* Exercise details *
Copy each line below in which the string "Write" occurs.

-- Start of Material --

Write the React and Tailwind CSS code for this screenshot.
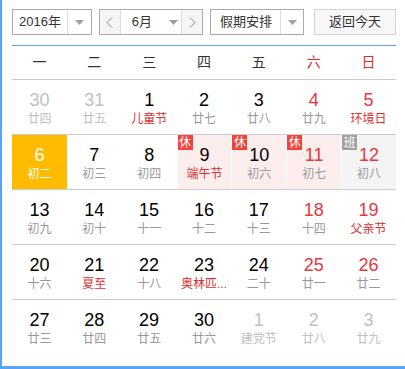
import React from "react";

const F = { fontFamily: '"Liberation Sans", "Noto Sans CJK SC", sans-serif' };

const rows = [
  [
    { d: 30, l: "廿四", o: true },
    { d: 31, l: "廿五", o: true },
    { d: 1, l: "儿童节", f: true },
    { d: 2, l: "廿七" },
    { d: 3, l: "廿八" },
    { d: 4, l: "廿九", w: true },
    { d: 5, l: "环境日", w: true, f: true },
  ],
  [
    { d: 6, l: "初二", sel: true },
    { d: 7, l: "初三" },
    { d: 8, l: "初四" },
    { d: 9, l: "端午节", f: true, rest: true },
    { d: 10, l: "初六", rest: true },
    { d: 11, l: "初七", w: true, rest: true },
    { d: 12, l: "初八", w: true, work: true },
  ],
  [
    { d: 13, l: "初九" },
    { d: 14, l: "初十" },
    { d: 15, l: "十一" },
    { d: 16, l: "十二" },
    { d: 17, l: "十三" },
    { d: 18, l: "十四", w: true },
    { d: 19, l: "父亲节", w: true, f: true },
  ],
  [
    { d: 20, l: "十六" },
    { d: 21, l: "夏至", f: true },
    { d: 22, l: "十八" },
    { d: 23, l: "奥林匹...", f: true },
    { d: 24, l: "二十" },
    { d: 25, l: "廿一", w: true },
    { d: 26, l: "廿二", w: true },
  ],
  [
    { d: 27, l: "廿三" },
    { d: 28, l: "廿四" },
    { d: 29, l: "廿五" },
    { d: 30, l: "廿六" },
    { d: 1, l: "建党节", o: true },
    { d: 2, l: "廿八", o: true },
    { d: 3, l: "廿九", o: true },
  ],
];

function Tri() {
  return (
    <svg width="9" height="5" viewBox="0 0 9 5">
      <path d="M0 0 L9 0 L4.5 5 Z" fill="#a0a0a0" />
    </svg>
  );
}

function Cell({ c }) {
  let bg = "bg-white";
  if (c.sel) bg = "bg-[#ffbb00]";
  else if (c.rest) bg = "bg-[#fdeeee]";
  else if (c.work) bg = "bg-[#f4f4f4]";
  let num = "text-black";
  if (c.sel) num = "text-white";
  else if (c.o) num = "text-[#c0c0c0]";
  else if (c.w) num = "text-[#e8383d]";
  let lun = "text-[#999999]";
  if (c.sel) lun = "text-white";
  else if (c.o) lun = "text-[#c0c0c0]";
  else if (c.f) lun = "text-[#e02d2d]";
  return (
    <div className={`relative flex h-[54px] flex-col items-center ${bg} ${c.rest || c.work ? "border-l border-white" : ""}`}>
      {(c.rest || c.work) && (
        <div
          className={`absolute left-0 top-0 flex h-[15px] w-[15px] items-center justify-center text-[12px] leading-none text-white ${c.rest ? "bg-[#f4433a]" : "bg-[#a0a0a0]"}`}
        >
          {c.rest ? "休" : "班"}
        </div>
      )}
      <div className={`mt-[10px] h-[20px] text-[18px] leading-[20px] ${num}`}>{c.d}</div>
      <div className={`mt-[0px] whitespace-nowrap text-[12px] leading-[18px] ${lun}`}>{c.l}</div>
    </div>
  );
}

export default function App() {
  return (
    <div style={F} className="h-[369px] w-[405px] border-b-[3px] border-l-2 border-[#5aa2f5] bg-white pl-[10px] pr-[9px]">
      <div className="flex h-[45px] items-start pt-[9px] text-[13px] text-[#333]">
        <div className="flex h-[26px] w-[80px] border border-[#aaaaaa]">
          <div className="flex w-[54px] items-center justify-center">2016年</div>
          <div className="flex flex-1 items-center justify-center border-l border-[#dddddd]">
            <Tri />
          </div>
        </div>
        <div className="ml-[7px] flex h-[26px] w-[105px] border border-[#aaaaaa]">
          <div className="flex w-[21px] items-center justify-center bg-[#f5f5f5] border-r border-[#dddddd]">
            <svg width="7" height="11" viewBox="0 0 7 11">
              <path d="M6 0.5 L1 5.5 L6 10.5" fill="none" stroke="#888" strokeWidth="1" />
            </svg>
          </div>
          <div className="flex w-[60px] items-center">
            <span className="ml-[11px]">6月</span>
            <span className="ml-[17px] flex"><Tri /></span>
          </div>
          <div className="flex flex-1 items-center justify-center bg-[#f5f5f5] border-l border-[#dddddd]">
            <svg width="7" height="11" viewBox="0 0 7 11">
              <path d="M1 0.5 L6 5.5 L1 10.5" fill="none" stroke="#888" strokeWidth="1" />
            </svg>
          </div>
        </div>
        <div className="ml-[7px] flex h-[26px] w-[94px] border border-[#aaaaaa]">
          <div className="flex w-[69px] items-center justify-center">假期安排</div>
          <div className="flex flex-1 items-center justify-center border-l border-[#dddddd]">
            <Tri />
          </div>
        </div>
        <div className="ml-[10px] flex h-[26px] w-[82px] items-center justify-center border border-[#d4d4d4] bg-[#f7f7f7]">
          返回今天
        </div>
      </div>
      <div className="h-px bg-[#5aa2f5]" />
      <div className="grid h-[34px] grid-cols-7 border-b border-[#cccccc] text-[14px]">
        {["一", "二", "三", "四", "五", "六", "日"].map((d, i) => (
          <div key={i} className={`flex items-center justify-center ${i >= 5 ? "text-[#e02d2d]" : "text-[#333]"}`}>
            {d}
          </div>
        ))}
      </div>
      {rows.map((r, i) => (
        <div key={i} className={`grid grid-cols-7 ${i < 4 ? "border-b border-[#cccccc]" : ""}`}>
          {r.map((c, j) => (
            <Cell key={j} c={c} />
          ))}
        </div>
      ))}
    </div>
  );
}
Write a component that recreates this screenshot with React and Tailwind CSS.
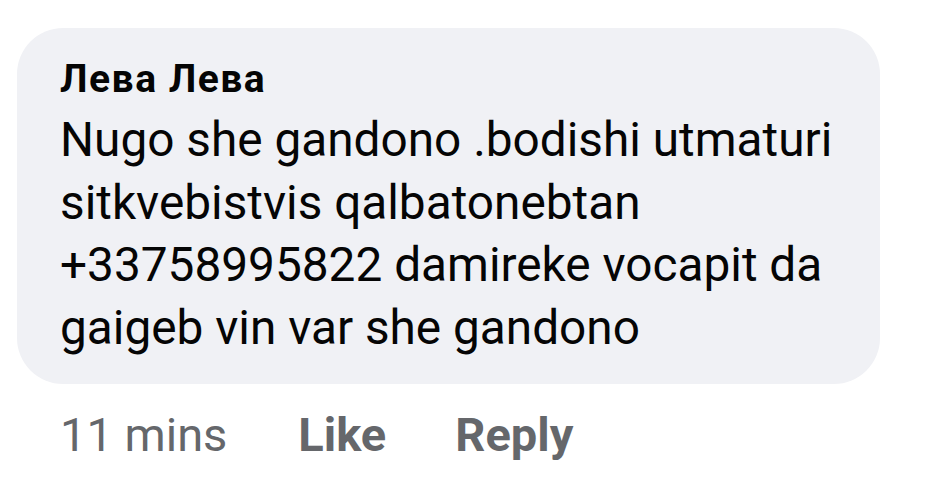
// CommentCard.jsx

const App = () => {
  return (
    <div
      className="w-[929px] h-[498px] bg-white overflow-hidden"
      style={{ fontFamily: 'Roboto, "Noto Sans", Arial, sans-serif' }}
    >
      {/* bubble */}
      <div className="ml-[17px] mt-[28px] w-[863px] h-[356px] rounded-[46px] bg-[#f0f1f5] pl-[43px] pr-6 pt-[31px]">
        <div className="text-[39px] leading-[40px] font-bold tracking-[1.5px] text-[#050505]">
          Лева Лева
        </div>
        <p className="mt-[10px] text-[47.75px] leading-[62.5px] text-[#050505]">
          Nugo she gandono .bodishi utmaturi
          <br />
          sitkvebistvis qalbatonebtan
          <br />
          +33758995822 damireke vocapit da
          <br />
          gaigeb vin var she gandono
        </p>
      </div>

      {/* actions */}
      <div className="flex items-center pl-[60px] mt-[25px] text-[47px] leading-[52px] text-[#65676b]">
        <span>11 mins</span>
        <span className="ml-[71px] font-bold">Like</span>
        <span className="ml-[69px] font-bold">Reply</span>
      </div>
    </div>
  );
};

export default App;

-- End of Material --
-- Start of Material --

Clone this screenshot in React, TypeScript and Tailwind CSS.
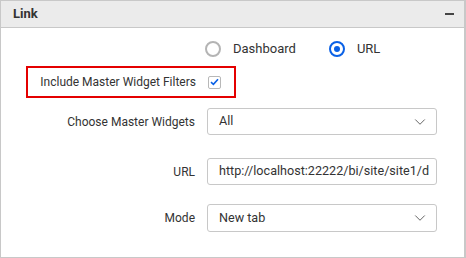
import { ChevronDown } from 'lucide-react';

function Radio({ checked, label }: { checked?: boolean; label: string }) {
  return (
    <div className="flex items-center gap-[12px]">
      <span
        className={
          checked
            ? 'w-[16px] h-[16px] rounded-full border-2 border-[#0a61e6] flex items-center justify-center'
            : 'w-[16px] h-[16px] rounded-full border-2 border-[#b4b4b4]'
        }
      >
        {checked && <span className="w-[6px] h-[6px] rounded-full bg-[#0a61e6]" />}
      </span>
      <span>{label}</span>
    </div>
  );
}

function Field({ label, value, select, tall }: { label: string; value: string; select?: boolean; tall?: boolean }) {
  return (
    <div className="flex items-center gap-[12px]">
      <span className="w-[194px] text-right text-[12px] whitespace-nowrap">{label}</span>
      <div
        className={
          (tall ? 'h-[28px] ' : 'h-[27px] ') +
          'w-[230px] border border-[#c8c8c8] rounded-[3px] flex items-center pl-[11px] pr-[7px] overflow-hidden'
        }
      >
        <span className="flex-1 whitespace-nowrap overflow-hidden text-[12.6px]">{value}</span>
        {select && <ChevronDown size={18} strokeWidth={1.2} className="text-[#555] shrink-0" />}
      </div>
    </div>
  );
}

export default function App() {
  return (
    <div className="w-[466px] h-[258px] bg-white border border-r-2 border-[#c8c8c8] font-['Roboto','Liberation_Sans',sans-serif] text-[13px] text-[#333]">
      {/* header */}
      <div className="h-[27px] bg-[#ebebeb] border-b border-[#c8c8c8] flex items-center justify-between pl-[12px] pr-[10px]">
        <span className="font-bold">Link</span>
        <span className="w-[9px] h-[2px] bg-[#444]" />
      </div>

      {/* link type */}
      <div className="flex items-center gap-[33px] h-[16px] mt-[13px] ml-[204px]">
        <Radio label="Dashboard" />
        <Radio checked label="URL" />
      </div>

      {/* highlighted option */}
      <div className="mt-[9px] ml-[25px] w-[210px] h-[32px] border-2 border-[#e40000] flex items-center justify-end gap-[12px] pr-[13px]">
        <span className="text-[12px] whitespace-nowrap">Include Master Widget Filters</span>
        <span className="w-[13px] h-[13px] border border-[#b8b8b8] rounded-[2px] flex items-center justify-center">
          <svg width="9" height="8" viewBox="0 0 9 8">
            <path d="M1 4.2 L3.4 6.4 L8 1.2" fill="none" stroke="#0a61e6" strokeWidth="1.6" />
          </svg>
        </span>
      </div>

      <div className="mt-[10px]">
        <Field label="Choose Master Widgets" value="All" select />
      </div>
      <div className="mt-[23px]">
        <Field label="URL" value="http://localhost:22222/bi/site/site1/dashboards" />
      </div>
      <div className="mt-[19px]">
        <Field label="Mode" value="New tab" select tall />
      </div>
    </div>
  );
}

-- End of Material --

* Written response *
Write the React and Tailwind CSS code for this screenshot.
Write a component that recreates this screenshot with React and Tailwind CSS.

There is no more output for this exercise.